Mountain goats are everywhere in Glacier’s stone-faced heights. But during some 90-degree summers lately, it’s been hard to find any in view between dawn and dusk. These are cold-adapted creatures — a periglacial species, as ecologists would say, tied to the edges of topography bound in ice and snow. The only way the wool-clad goats have to quickly dump heat is to pant. In scorching weather, with what had been a permanent mantle of snowfields dwindling to patches in the high country, the goats in their double fur coats are concentrated on the shaded side of the highest peaks, hiding down in bergschrunds — the cleft where snowfields or ice-fields draw away from heated rock faces — or stretched out on the remnant snow or ice itself. I don’t notice as many pikas as I used to, especially at lower elevations. Maybe I wasn’t looking as hard before. Higher up among the summits, it seems to me that on many days, the pikas remain deep in their boulder-field habitats, keeping to the cool, moist shade until nearly sunset before coming out to gather grass and wildflowers to eat. Again, I can’t swear this is a genuine change from previous patterns, because I wasn’t paying very close attention until I learned that pikas simply keel over and die if their body temperature rises a couple of degrees above normal for a relatively short time. A climate scientist in Glacier, Dan Fagre, describes them as fuzzy thermometers.

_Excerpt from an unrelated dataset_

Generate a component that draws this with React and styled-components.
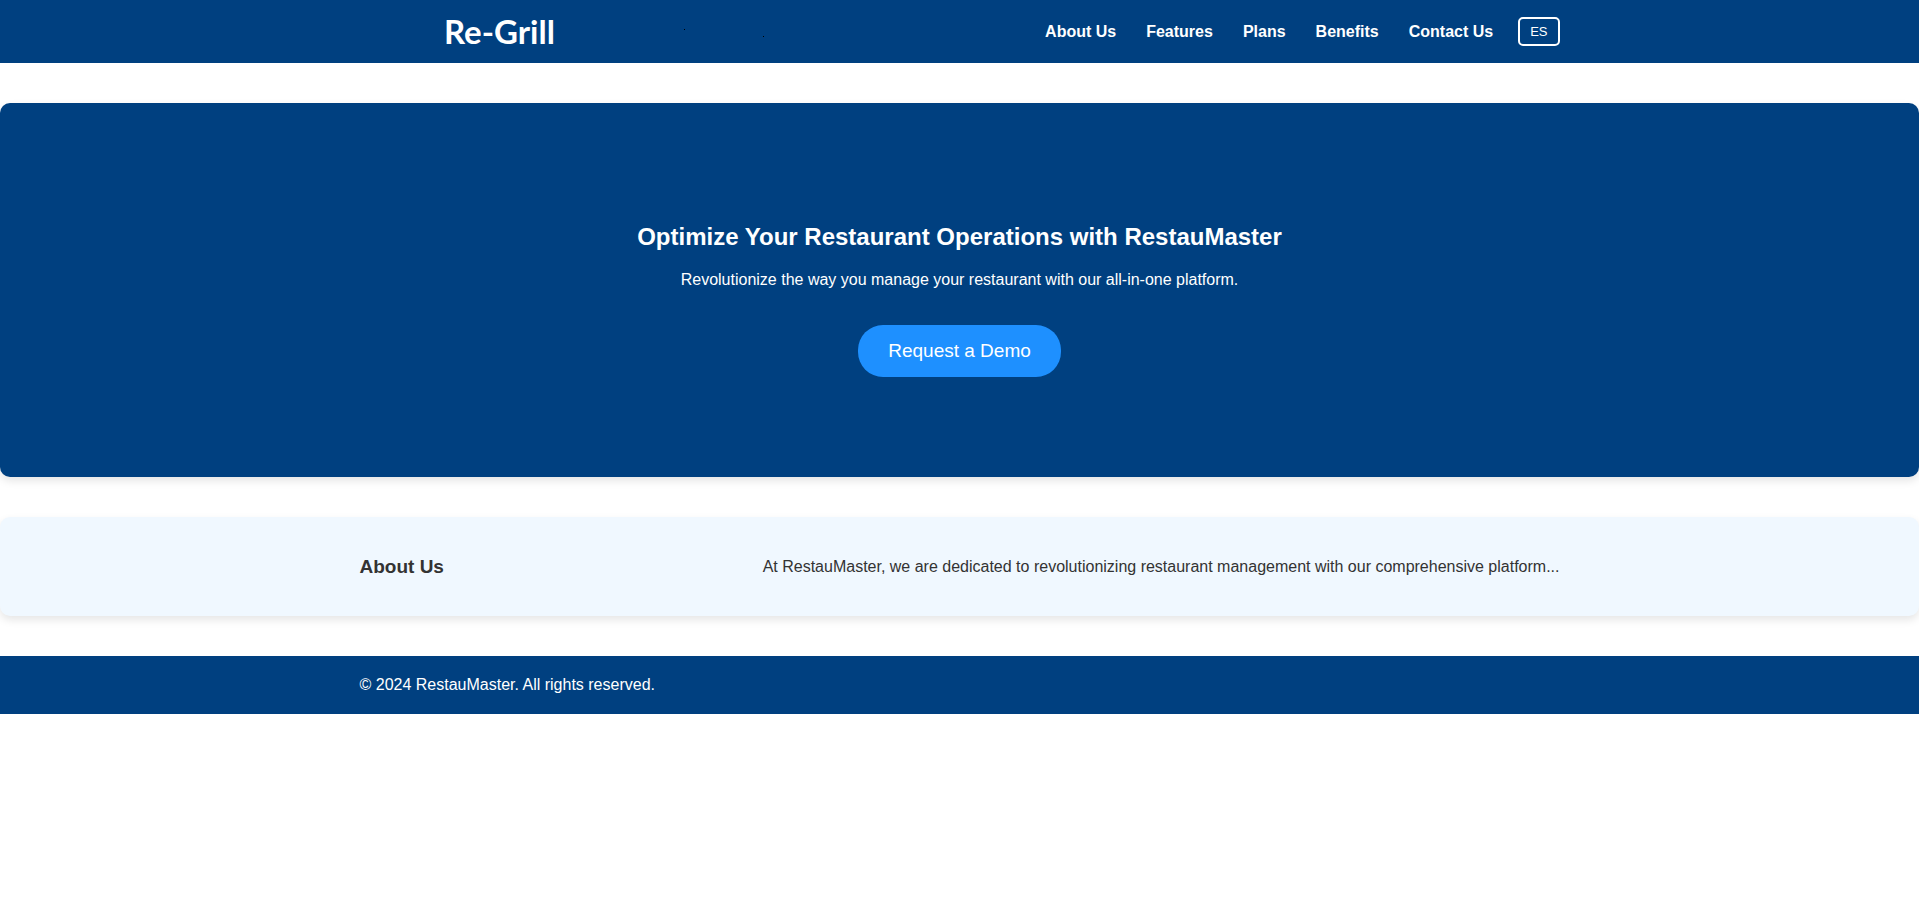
import React from "react";
import styled, { createGlobalStyle } from "styled-components";

const GlobalStyle = createGlobalStyle`
  *, *::before, *::after {
    box-sizing: border-box;
  }
  body {
    margin: 0;
    background: #ffffff;
    color: #333333;
    font-family: Arial, "Liberation Sans", sans-serif;
    font-size: 16px;
    line-height: 18px;
  }
`;

const Container = styled.div`
  display: flex;
  align-items: center;
  justify-content: space-between;
  gap: 20px;
  width: 100%;
  max-width: 1200px;
  margin: 0 auto;
`;

const Header = styled.header`
  padding: 16px 0;
  background: #004080;
`;

const LogoLink = styled.a`
  display: block;
  line-height: 0;
`;

const Logo = styled.svg`
  width: 420px;
  height: 31px;
  overflow: visible;
`;

const LogoText = styled.text`
  fill: #ffffff;
  font-family: Lato, "Liberation Sans", sans-serif;
  font-size: 33px;
  font-weight: 700;
`;

const Nav = styled.nav`
  display: flex;
  align-items: center;
  gap: 25px;
`;

const NavList = styled.ul`
  display: flex;
  gap: 30px;
  margin: 0;
  padding: 0;
  list-style: none;
`;

const NavLink = styled.a`
  color: #ffffff;
  font-weight: 700;
  text-decoration: none;
`;

const LanguageButton = styled.button`
  padding: 5px 10px;
  border: 2px solid #ffffff;
  border-radius: 5px;
  background: transparent;
  color: #ffffff;
  font-family: inherit;
  font-size: 13px;
  line-height: 15px;
  cursor: pointer;
`;

const Hero = styled.section`
  display: flex;
  flex-direction: column;
  align-items: center;
  margin: 40px 0;
  padding: 120px 20px 100px;
  border-radius: 10px;
  background: #004080;
  color: #ffffff;
  text-align: center;
  box-shadow: 0 4px 8px rgba(0, 0, 0, 0.1);
`;

const HeroTitle = styled.h2`
  margin: 0 0 20px;
  font-size: 24px;
  line-height: 28px;
`;

const HeroText = styled.p`
  margin: 0 0 36px;
`;

const DemoButton = styled.button`
  padding: 15px 30px;
  border: none;
  border-radius: 25px;
  background: #1e90ff;
  color: #ffffff;
  font-family: inherit;
  font-size: 19px;
  line-height: 22px;
  cursor: pointer;
`;

const About = styled.section`
  margin: 40px 0;
  padding: 39px 0;
  border-radius: 10px;
  background: #f0f8ff;
  box-shadow: 0 4px 8px rgba(0, 0, 0, 0.1);
`;

const AboutTitle = styled.h3`
  margin: 0;
  font-size: 19px;
  line-height: 21px;
`;

const Text = styled.p`
  margin: 0;
`;

const Footer = styled.footer`
  padding: 20px 0;
  background: #004080;
  color: #ffffff;
`;

const links = [
  ["About Us", "#about"],
  ["Features", "#features"],
  ["Plans", "#plans"],
  ["Benefits", "#benefits"],
  ["Contact Us", "#contact"],
];

export default function App() {
  return (
    <>
      <GlobalStyle />
      <Header id="top">
        <Container>
          <LogoLink href="#top">
            <Logo viewBox="0 0 420 31">
              <LogoText x="84" y="28">Re-Grill</LogoText>
              <rect x="324" y="13" width="1" height="1" fill="#000000" />
              <rect x="403" y="20" width="1" height="1" fill="#000000" />
            </Logo>
          </LogoLink>
          <Nav>
            <NavList>
              {links.map(([label, href]) => (
                <li key={href}>
                  <NavLink href={href}>{label}</NavLink>
                </li>
              ))}
            </NavList>
            <LanguageButton type="button">ES</LanguageButton>
          </Nav>
        </Container>
      </Header>
      <main>
        <Hero>
          <HeroTitle>Optimize Your Restaurant Operations with RestauMaster</HeroTitle>
          <HeroText>
            Revolutionize the way you manage your restaurant with our all-in-one platform.
          </HeroText>
          <DemoButton type="button">Request a Demo</DemoButton>
        </Hero>
        <About id="about">
          <Container>
            <AboutTitle>About Us</AboutTitle>
            <Text>
              At RestauMaster, we are dedicated to revolutionizing restaurant management with our
              comprehensive platform...
            </Text>
          </Container>
        </About>
      </main>
      <Footer>
        <Container>
          <Text>© 2024 RestauMaster. All rights reserved.</Text>
        </Container>
      </Footer>
    </>
  );
}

I could continue the list: coyotes and bobcats pushing upward into formerly snowbound habitats where snowshoe-pawed lynx formerly had a strong advantage; bull trout and cutthroat trout struggling to hold on in waterways where the flow from glacier and snowfields grows thin over summer, the water turns warmer, and non-native fish threaten to outcompete them; waterfowl I’ve seen just this winter staying in high, open lakes and streams in the backcountry where they’ll have a risky time flying out to refuges at lower elevations if a sudden freeze and storm hits….. I wish I’d paid more attention to such details in previous years so I’d have a better idea of whether or not these things are within the bounds of normal fluctuations or truly ominous trends. Either way, they represent changes that appear striking — even if you’re not searching for evidence of the effects of global warming. They deserve a closer look and detailed measurements. People say, “If only animals could talk.” I think all kinds of them are telling us something, and I think we need to listen carefully.